Measuring the structure of etched silicon surfaces with Raman spectroscopy

We have measured the unenhanced, nonresonant surface Raman spectra of one monolayer of hydrogen bound to flat and stepped Si(111) surfaces prepared using a novel, aqueous fluorine etch. The orientation and normal mode composition of adsorbate vibrations are obtained from polarized, angle-resolved Raman spectra using a 3-layer dielectric model. This approach requires the experimental determination of both the anisotropy in the dynamic polarizability of the adsorbate bond and the effective dielectric constant in the vicinity of the adsorbate. The measured Si-H bond anisotropy is 0.263±0.028 in good agreement with gas phase measurements. The adsorbate dielectric constant is measured to be 3.78±0.20; this response is clearly nonlocal and predominantly due to polarization of the underlying silicon lattice.
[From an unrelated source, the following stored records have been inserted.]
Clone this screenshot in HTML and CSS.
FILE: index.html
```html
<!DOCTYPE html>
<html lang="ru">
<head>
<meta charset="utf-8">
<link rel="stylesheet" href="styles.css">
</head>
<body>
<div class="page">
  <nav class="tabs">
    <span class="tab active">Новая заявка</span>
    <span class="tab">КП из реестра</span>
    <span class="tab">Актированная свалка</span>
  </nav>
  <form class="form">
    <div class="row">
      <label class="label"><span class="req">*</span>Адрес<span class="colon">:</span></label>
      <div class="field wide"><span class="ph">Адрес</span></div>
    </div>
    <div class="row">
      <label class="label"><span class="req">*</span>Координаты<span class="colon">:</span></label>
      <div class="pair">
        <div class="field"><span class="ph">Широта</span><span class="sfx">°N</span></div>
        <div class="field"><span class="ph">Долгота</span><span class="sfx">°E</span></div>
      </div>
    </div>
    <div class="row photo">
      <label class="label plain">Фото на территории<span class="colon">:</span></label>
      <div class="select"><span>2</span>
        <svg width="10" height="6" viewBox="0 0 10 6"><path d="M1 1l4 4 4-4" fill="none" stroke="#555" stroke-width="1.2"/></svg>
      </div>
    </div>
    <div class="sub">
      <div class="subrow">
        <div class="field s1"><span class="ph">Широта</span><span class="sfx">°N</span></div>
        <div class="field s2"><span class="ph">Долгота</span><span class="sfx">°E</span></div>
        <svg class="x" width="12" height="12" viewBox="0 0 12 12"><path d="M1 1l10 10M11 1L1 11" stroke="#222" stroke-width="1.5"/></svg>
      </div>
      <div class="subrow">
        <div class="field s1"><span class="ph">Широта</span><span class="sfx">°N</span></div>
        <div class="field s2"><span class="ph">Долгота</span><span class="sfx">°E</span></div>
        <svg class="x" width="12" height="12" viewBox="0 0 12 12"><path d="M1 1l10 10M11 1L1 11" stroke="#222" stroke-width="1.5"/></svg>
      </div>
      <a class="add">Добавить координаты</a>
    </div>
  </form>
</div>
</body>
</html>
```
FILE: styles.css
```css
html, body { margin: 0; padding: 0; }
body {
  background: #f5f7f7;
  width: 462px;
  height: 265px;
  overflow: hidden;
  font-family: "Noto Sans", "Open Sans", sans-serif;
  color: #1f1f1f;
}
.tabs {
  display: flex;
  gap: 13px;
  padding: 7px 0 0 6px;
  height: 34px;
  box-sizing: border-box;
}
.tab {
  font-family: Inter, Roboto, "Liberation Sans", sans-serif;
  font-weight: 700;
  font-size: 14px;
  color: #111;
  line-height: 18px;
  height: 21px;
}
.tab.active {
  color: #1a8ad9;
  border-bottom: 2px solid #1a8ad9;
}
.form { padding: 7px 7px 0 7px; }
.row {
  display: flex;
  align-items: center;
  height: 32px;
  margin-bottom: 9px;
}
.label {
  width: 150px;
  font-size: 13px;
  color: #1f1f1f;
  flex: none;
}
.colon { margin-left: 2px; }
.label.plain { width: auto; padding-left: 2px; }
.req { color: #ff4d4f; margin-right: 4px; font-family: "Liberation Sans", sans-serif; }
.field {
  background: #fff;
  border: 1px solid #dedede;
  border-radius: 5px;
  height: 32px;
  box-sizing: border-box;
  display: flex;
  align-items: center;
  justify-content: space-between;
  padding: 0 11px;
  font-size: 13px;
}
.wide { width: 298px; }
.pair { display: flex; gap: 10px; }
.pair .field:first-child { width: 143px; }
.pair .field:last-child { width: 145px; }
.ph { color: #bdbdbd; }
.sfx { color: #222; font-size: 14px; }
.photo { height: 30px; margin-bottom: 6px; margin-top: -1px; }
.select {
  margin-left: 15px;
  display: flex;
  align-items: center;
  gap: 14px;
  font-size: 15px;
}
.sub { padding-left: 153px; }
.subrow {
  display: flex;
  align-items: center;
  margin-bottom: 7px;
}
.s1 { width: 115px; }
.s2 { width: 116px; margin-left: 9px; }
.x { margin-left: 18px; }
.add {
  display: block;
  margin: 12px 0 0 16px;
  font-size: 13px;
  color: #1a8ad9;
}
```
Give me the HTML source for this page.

Using this technique, we find that the step dihydride on a Si[6(111)-(1̄1̄2)] surface is rotated 37°±4° from the surface normal in good agreement with the 31° predicted by ab initio cluster techniques, but significantly larger than the 12.5° predicted by pseudopotential slab calculations. In contrast to both theoretical predictions, the normal modes of this step dihydride display little concerted motion indicating that subsurface relaxation near the step edge reduces steric interactions much further than predicted. The observed anisotropic etch rates, evidenced by the production of atomically straight steps, are explained in terms of the measured distortion at the step edge.